The cleaner way to think about it: the 45X credit is a subsidy for what you make here, and the FTZ benefit is a tariff cushion for what you bring in. A storage manufacturer at scale wants both, applied to different slices of the same product. The Brookshire notice is evidence that Tesla is optimizing the import side of that ledger.
How to track it from here
Because this is a notice of proposed activity, the next data point is the Board's determination, which will also appear in the Federal Register and which may approve the activity as proposed, approve it with restrictions on specified components, or require a fuller application. Restrictions matter: the Board sometimes carves out particular foreign-status inputs from the inverted-tariff benefit when domestic producers object during the comment window. If that happens here, it would be a signal about which battery components still have a vocal U.S. supply base — itself a useful map of where domestic content is thin.
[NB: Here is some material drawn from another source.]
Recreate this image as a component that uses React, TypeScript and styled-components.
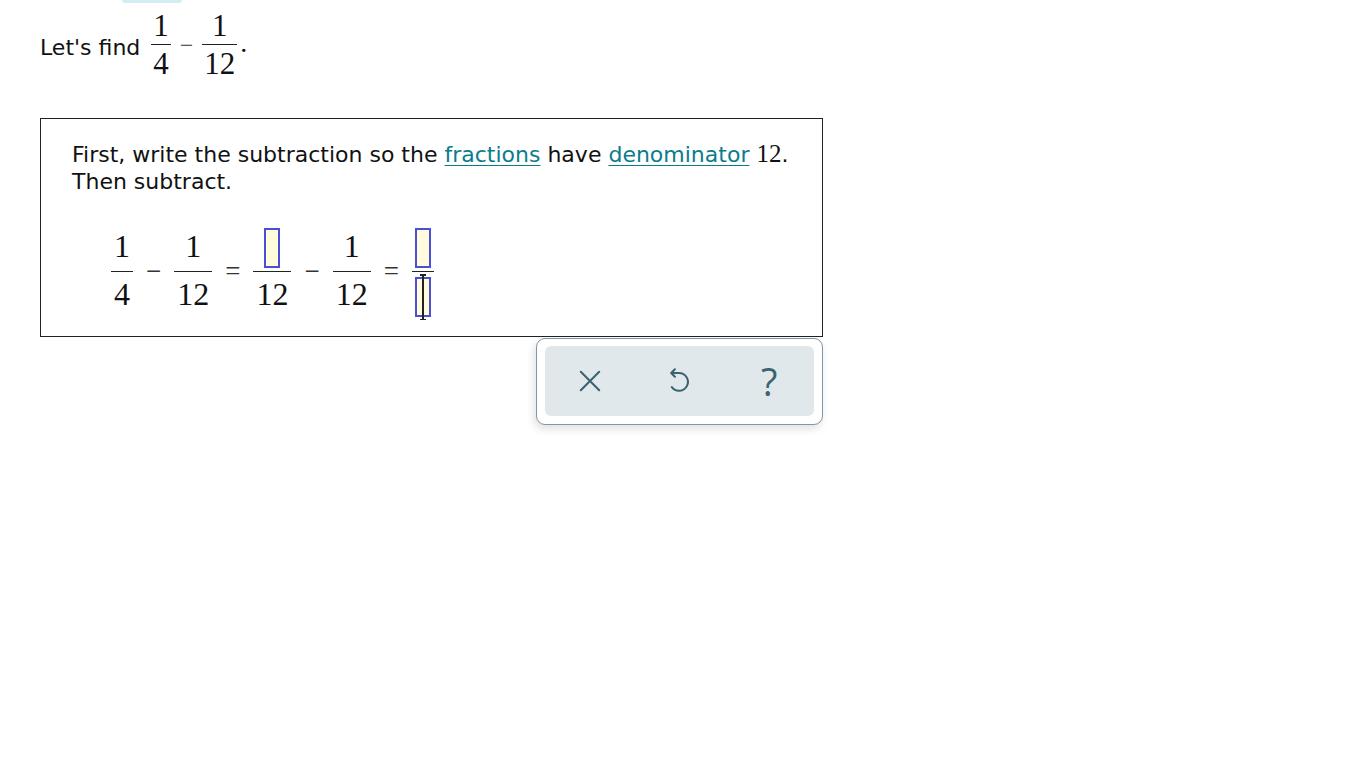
import React from "react";
import styled, { createGlobalStyle } from "styled-components";

const GlobalStyle = createGlobalStyle`
  html, body {
    margin: 0;
    padding: 0;
    background: #fff;
  }
  body {
    font-family: "DejaVu Sans", Verdana, sans-serif;
    color: #111;
  }
`;

type Size = "sm" | "lg";

const Frac: React.FC<{ num: React.ReactNode; den: React.ReactNode; size?: Size }> = ({
  num,
  den,
  size = "lg",
}) => (
  <FracWrap size={size}>
    <Numer size={size}>{typeof num === "string" ? <Digit size={size} pos="num">{num}</Digit> : num}</Numer>
    <FracBar size={size} />
    <Denom size={size}>{typeof den === "string" ? <Digit size={size} pos="den">{den}</Digit> : den}</Denom>
  </FracWrap>
);

const App: React.FC = () => {
  return (
    <>
      <GlobalStyle />
      <Page>
        <TopTab />
        <Prompt>
          <PromptText>Let's find</PromptText>
          <Frac size="sm" num="1" den="4" />
          <Op size="sm">−</Op>
          <Frac size="sm" num="1" den="12" />
          <Dot>.</Dot>
        </Prompt>

        <Card>
          <Instructions>
            First, write the subtraction so the <Link>fractions</Link> have{" "}
            <Link>denominator</Link> <SerifNum>12</SerifNum>.
            <br />
            Then subtract.
          </Instructions>
          <Equation>
            <Frac num="1" den="4" />
            <Op>−</Op>
            <Frac num="1" den="12" />
            <Op>=</Op>
            <Frac num={<Blank />} den="12" />
            <Op>−</Op>
            <Frac num="1" den="12" />
            <Op>=</Op>
            <Frac
              num={<Blank />}
              den={
                <CursorSlot>
                  <Blank />
                  <Caret />
                </CursorSlot>
              }
            />
          </Equation>
        </Card>

        <ToolRow>
          <Toolbar>
            <ToolInner>
              <ToolButton aria-label="clear">
                <svg width="26" height="26" viewBox="0 0 24 24" fill="none">
                  <path d="M3.5 3.5 L20.5 20.5 M20.5 3.5 L3.5 20.5" stroke="currentColor" strokeWidth="1.9" strokeLinecap="round" />
                </svg>
              </ToolButton>
              <ToolButton aria-label="undo">
                <svg width="26" height="26" viewBox="0 0 24 24" fill="none">
                  <path
                    d="M8.2 1.2 L4.8 4.6 L8.2 8 M4.8 4.6 H12 A8.2 8.2 0 1 1 5.4 17.6"
                    stroke="currentColor"
                    strokeWidth="1.9"
                    strokeLinecap="round"
                    strokeLinejoin="round"
                  />
                </svg>
              </ToolButton>
              <ToolButton aria-label="help">
                <Question>?</Question>
              </ToolButton>
            </ToolInner>
          </Toolbar>
        </ToolRow>
      </Page>
    </>
  );
};

const Page = styled.div`
  width: 1366px;
  min-height: 768px;
  padding: 0 0 0 40px;
  box-sizing: border-box;
  display: flex;
  flex-direction: column;
`;

const TopTab = styled.div`
  width: 60px;
  height: 3px;
  margin-left: 82px;
  background: #d4edf2;
  border-radius: 0 0 6px 6px;
`;

const Prompt = styled.div`
  display: flex;
  align-items: center;
  margin-top: 7px;
`;

const PromptText = styled.span`
  font-size: 22px;
  margin-right: 11px;
  margin-top: 6px;
`;

const Dot = styled.span`
  font-family: "Liberation Serif", "Times New Roman", serif;
  font-size: 28px;
  line-height: 1;
  margin: -4px 0 0 3px;
`;

const FracWrap = styled.span<{ size: Size }>`
  display: inline-flex;
  flex-direction: column;
  align-items: center;
  font-family: "Liberation Serif", "Times New Roman", serif;
  font-size: ${(p) => (p.size === "sm" ? "31px" : "32px")};
  line-height: 1;
`;

const Numer = styled.span<{ size: Size }>`
  display: flex;
  justify-content: center;
  align-items: flex-end;
  padding: 0 ${(p) => (p.size === "sm" ? "2px" : "3px")};
  height: ${(p) => (p.size === "sm" ? "31px" : "40px")};
`;

const Denom = styled.span<{ size: Size }>`
  display: flex;
  justify-content: center;
  align-items: flex-start;
  padding: 0 ${(p) => (p.size === "sm" ? "2px" : "3px")};
  height: ${(p) => (p.size === "sm" ? "31px" : "43px")};
`;

const Digit = styled.span<{ size: Size; pos: "num" | "den" }>`
  display: block;
  margin: ${(p) =>
    p.size === "sm" ? "0" : p.pos === "num" ? "0 0 6px" : "3px 0 0"};
`;

const FracBar = styled.span<{ size: Size }>`
  align-self: stretch;
  height: 0;
  border-top: 1.5px solid #222;
  margin: 3px 0;
`;

const Op = styled.span<{ size?: Size }>`
  font-family: "Liberation Serif", "Times New Roman", serif;
  font-size: ${(p) => (p.size === "sm" ? "24px" : "27px")};
  margin: ${(p) => (p.size === "sm" ? "1px 9px 0" : "0 13px 4px")};
  color: #333;
  line-height: 1;
`;

const Card = styled.div`
  margin-top: 39px;
  width: 783px;
  height: 219px;
  box-sizing: border-box;
  border: 1.5px solid #222;
  padding: 21px 0 0 31px;
`;

const Instructions = styled.div`
  font-size: 22px;
  line-height: 27px;
  color: #111;
`;

const Link = styled.span`
  color: #0b7c8c;
  text-decoration: underline;
  text-underline-offset: 3px;
  text-decoration-thickness: 1px;
  cursor: pointer;
`;

const SerifNum = styled.span`
  font-family: "Liberation Serif", "Times New Roman", serif;
  font-size: 25px;
`;

const Equation = styled.div`
  display: flex;
  align-items: center;
  margin: 33px 0 0 39px;
`;

const Blank = styled.span`
  display: block;
  width: 12px;
  height: 36px;
  border: 2px solid #4a4fd6;
  background: #fffbdc;
`;

const CursorSlot = styled.span`
  position: relative;
  display: block;
  margin-top: 2px;
`;

const Caret = styled.span`
  position: absolute;
  left: 50%;
  top: -3px;
  bottom: -3px;
  width: 1.5px;
  margin-left: -0.75px;
  background: #222;
  &::before,
  &::after {
    content: "";
    position: absolute;
    left: -2.5px;
    width: 6px;
    height: 1.5px;
    background: #222;
  }
  &::before {
    top: 0;
  }
  &::after {
    bottom: 0;
  }
`;

const ToolRow = styled.div`
  width: 783px;
  display: flex;
  justify-content: flex-end;
  margin-top: 1px;
`;

const Toolbar = styled.div`
  width: 287px;
  height: 87px;
  box-sizing: border-box;
  background: #fff;
  border: 1px solid #7f97a2;
  border-radius: 9px;
  padding: 7px 8px 8px;
  box-shadow: -2px 4px 8px rgba(0, 0, 0, 0.12);
`;

const ToolInner = styled.div`
  height: 100%;
  background: #e1e8eb;
  border-radius: 6px;
  display: grid;
  grid-template-columns: repeat(3, 1fr);
  align-items: center;
  justify-items: center;
`;

const ToolButton = styled.button`
  border: none;
  background: transparent;
  color: #3a6370;
  padding: 0;
  width: 44px;
  height: 44px;
  display: flex;
  align-items: center;
  justify-content: center;
  cursor: pointer;
`;

const Question = styled.span`
  font-family: "Open Sans", "DejaVu Sans", sans-serif;
  font-weight: 400;
  font-size: 38px;
  line-height: 1;
  color: #3a6370;
`;

export default App;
For now, the takeaway is narrow and well-supported by the record. Tesla has formally asked for foreign-trade-zone production authority at its Brookshire battery storage plant, a move that lowers the customs cost of imported inputs and tightens the unit economics of stationary storage. The earnings deck will eventually describe Brookshire in terms of capacity and revenue. This notice describes it in terms of the duty structure underneath that capacity — and that structure is where storage margins are actually won or lost.